WHAT THE EXERCISE ASKS. Where a line of the listing below includes the word "code", reproduce that line.
::::::::
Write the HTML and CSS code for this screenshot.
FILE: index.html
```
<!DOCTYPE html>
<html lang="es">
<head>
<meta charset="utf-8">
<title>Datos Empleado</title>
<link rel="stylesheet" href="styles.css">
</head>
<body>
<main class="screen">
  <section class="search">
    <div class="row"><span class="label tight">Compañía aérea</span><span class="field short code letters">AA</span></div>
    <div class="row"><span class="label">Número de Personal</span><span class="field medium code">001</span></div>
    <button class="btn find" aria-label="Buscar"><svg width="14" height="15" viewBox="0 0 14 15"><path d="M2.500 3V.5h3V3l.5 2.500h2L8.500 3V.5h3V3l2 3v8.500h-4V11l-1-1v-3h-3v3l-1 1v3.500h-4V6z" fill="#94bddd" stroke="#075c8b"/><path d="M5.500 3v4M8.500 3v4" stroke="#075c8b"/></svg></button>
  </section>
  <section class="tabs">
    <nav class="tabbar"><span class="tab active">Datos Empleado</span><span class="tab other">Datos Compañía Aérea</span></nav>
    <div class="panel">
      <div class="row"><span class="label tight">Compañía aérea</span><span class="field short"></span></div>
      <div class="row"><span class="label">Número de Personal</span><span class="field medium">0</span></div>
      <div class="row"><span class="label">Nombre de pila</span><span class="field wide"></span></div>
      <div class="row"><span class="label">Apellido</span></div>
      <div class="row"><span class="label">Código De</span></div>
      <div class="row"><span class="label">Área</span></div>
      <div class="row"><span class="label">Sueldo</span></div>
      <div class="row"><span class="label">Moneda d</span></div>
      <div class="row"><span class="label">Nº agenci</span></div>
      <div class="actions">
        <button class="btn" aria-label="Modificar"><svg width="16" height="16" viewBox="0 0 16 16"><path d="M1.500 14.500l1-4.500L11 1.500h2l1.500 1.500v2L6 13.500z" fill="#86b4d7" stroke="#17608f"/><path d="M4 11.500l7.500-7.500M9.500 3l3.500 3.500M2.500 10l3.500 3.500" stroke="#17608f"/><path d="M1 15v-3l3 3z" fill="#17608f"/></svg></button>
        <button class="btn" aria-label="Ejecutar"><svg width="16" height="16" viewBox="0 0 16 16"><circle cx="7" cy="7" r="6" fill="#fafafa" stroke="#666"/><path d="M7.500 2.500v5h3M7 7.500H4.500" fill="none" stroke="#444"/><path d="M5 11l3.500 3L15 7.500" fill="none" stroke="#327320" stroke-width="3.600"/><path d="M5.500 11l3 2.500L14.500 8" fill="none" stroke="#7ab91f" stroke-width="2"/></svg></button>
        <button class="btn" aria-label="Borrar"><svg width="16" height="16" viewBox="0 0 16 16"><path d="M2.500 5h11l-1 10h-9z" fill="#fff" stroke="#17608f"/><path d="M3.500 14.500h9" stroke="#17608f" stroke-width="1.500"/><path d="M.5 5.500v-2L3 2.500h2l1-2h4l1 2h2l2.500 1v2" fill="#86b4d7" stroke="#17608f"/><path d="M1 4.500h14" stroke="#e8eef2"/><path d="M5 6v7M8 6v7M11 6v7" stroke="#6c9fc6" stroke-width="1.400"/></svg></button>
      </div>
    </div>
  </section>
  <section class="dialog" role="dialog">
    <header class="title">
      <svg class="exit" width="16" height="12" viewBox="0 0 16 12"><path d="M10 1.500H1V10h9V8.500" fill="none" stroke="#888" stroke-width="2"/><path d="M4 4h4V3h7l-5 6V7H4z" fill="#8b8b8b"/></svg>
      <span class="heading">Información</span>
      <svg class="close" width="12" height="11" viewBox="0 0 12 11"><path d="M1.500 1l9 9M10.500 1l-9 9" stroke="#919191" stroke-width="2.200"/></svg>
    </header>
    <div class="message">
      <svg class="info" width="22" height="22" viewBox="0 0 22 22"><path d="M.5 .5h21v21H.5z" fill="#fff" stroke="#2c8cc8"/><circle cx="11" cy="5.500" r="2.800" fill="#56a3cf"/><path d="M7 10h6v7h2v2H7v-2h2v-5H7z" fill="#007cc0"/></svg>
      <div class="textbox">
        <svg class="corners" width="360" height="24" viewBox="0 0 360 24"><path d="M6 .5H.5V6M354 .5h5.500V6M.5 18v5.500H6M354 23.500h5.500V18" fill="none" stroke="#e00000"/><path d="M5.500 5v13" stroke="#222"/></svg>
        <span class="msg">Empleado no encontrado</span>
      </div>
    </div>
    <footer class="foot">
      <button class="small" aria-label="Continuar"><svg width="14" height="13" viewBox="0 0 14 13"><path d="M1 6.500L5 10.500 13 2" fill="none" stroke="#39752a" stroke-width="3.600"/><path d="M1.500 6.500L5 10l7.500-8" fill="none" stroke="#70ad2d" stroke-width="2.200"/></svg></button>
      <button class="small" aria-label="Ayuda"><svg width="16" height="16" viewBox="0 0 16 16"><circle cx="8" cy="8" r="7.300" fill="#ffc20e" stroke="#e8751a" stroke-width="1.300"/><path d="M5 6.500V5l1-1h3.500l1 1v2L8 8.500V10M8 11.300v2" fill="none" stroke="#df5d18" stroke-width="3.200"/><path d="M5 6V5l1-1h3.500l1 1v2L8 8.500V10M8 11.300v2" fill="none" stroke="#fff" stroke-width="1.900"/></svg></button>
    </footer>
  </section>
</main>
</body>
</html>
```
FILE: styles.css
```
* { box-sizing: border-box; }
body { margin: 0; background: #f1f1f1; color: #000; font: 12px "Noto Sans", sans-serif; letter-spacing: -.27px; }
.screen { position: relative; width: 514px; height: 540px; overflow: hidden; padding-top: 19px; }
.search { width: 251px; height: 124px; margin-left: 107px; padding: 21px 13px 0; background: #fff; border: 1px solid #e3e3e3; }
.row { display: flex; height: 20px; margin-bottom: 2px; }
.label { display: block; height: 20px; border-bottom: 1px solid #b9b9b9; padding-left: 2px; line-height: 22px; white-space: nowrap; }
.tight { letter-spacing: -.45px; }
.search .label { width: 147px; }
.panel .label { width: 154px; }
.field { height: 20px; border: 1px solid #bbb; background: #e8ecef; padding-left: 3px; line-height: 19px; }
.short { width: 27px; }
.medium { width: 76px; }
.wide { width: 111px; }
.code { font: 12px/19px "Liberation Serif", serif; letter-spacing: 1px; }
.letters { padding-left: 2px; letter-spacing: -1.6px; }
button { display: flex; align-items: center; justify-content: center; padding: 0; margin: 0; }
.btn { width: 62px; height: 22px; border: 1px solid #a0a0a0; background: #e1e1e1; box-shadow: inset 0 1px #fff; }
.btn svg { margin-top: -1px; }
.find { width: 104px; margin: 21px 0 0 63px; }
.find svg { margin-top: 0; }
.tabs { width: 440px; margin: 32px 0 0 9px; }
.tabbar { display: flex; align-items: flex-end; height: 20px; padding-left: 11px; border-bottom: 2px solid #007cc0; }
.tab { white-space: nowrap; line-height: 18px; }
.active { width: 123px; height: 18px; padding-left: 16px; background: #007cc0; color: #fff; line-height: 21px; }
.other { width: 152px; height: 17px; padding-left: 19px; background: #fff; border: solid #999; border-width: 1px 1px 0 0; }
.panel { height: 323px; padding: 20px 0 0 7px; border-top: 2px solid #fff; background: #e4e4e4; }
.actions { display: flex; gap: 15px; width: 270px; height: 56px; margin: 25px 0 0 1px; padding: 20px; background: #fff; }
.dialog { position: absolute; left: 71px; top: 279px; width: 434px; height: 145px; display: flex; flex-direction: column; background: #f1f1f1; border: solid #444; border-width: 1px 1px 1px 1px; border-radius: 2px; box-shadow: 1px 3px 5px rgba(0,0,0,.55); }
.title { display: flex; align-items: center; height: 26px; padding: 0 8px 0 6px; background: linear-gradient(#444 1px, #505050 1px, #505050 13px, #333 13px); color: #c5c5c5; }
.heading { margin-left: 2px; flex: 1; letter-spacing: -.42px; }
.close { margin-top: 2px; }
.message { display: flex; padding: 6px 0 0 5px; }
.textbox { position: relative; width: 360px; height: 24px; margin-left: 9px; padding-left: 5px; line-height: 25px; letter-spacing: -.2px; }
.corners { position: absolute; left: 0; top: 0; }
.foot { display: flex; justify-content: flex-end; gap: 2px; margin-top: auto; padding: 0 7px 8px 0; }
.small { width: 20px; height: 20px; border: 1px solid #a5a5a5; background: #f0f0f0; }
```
::::::::
OUTPUT OF THE EXERCISE.
Write the HTML and CSS code for this screenshot.
    <div class="row"><span class="label tight">Compañía aérea</span><span class="field short code letters">AA</span></div>
    <div class="row"><span class="label">Número de Personal</span><span class="field medium code">001</span></div>
.code { font: 12px/19px "Liberation Serif", serif; letter-spacing: 1px; }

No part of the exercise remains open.